Entretanto, para a advogada, o projeto deixa a desejar em alguns aspectos. “Deveria ser considerada a hora trabalhada como designada para o pagamento do valor por hora e não a milha rodada, por exemplo. Deveria ser uma fórmula que levasse em consideração a corrida, a distância e a duração”, explicou.
Enquanto o governo tenta regulamentar o trabalho por app, o tema também é pauta nos tribunais. O Supremo Tribunal Federal (STF) decidiu, na semana passada, que o julgamento da Corte sobre a existência de vínculo empregatício de profissionais de aplicativos, como motoristas de Uber, valerá para qualquer caso em qualquer instância, isto é, será de repercussão geral.
O eventual reconhecimento da repercussão geral no Supremo é o primeiro passo para que a Corte produza uma tese vinculante para todo o Judiciário, ou seja, uma decisão que deverá ser seguida por todos os magistrados do país, trabalhistas ou não. Podem ser afetados aplicativos como Rappi, Loggi, Uber, 99, Zé Delivery e iFood, entre outros.
Há ao menos 778 mil pessoas trabalhando no Brasil como motoristas de aplicativo — 52,2% do total de prestadores de serviço em plataformas digitais, isto é, 1,5 milhão de trabalhadores no país, conforme dados divulgados pelo IBGE em outubro.
“Um ponto importante é que essa proposta trata apenas do transporte de passageiros, deixando de lado os trabalhadores de motocicleta, por exemplo, de plataformas de comida como o Rappi e o iFood”, destacou o advogado Ricardo Christophe da Rocha Freire, sócio da área de direito do trabalho do escritório Gasparini, Nogueira de Lima e Barbosa Advogados.
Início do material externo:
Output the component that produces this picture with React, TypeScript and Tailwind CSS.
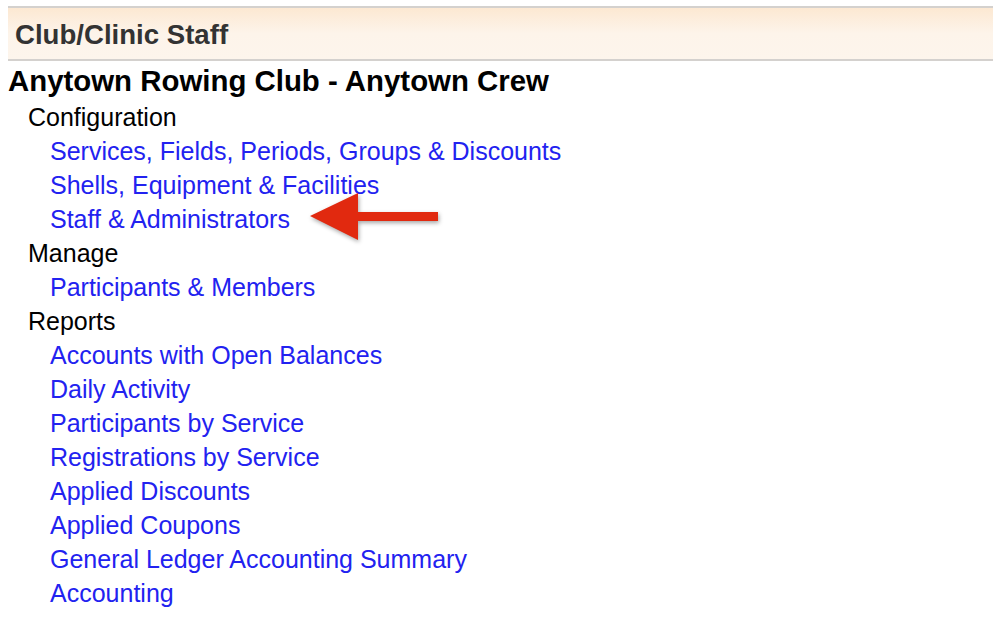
import type { ReactNode } from "react";

interface Section {
  title: string;
  links: string[];
}

const sections: Section[] = [
  {
    title: "Configuration",
    links: [
      "Services, Fields, Periods, Groups & Discounts",
      "Shells, Equipment & Facilities",
      "Staff & Administrators",
    ],
  },
  {
    title: "Manage",
    links: ["Participants & Members"],
  },
  {
    title: "Reports",
    links: [
      "Accounts with Open Balances",
      "Daily Activity",
      "Participants by Service",
      "Registrations by Service",
      "Applied Discounts",
      "Applied Coupons",
      "General Ledger Accounting Summary",
      "Accounting",
    ],
  },
];

function Row({ indent, children }: { indent: string; children: ReactNode }) {
  return <div className={`${indent} h-[34px] leading-[34px] whitespace-nowrap`}>{children}</div>;
}

// red callout pointing at a menu entry
function Arrow() {
  return (
    <svg
      width="140"
      height="60"
      viewBox="0 0 140 60"
      className="absolute left-[306px] top-[188px] drop-shadow-[1px_2px_2px_rgba(0,0,0,0.35)]"
    >
      <path d="M4 28 L52 5 L52 24 L132 24 L132 33 L52 33 L52 52 Z" fill="#e1290f" />
    </svg>
  );
}

export default function App() {
  return (
    <div className="relative w-[993px] h-[617px] bg-white overflow-hidden font-['Liberation_Sans',Arial,sans-serif]">
      <div className="mt-[6px] ml-[8px] border-y-2 border-[#d4d1ce] bg-gradient-to-b from-[#fce8d2] via-[#fdf4ea] to-[#fdf5ec] h-[55px] flex items-center pl-[7px] pt-[2px]">
        <h1 className="text-[27.6px] font-bold text-[#333333]">Club/Clinic Staff</h1>
      </div>

      <div className="pl-[8px] mt-[2px] h-[36px] leading-[36px] text-[29.4px] font-bold text-black whitespace-nowrap">
        Anytown Rowing Club - Anytown Crew
      </div>

      <div className="text-[25px] pt-[1px]">
        {sections.map((s) => (
          <div key={s.title}>
            <Row indent="pl-[28px] text-black">{s.title}</Row>
            {s.links.map((l) => (
              <Row key={l} indent="pl-[50px]">
                <a href="#" className="text-[#2222f0]">
                  {l}
                </a>
              </Row>
            ))}
          </div>
        ))}
      </div>

      <Arrow />
    </div>
  );
}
O texto garante que não haverá vínculo à Consolidação das Leis do Trabalho (CLT) nem qualquer relação de exclusividade entre trabalhador e empresa. Freire lembrou que o Supremo já negou o vínculo empregatício em decisões isoladas e disse que a posição vai ao encontro do projeto apresentado pelo governo.
“O PL vai nesse mesmo sentido, de que o motorista de aplicativo não é um empregado e não tem os mesmos direitos de um contrato CLT, pelas características da prestação de serviço e da dinâmica dessas plataformas”, afirmou.
Segundo Paulo Renato Fernandes, professor da Fundação Getulio Vargas (FGV) Direito Rio, apesar de “genérica”, a proposta de regulamentação deve dar mais segurança jurídica e previsibilidade ao segmento. Ele destacou, ainda, que uma eventual decisão do Supremo sobre o tema, com repercussão geral, perderá o objeto.
“Nesse sentido, acho que não teria por que seguir com essa pauta. O Supremo estava atuando justamente porque não havia lei. Então, em tese, acabou a discussão. A não ser que alguém ingresse com uma ação declaratória de inconstitucionalidade”, ressaltou.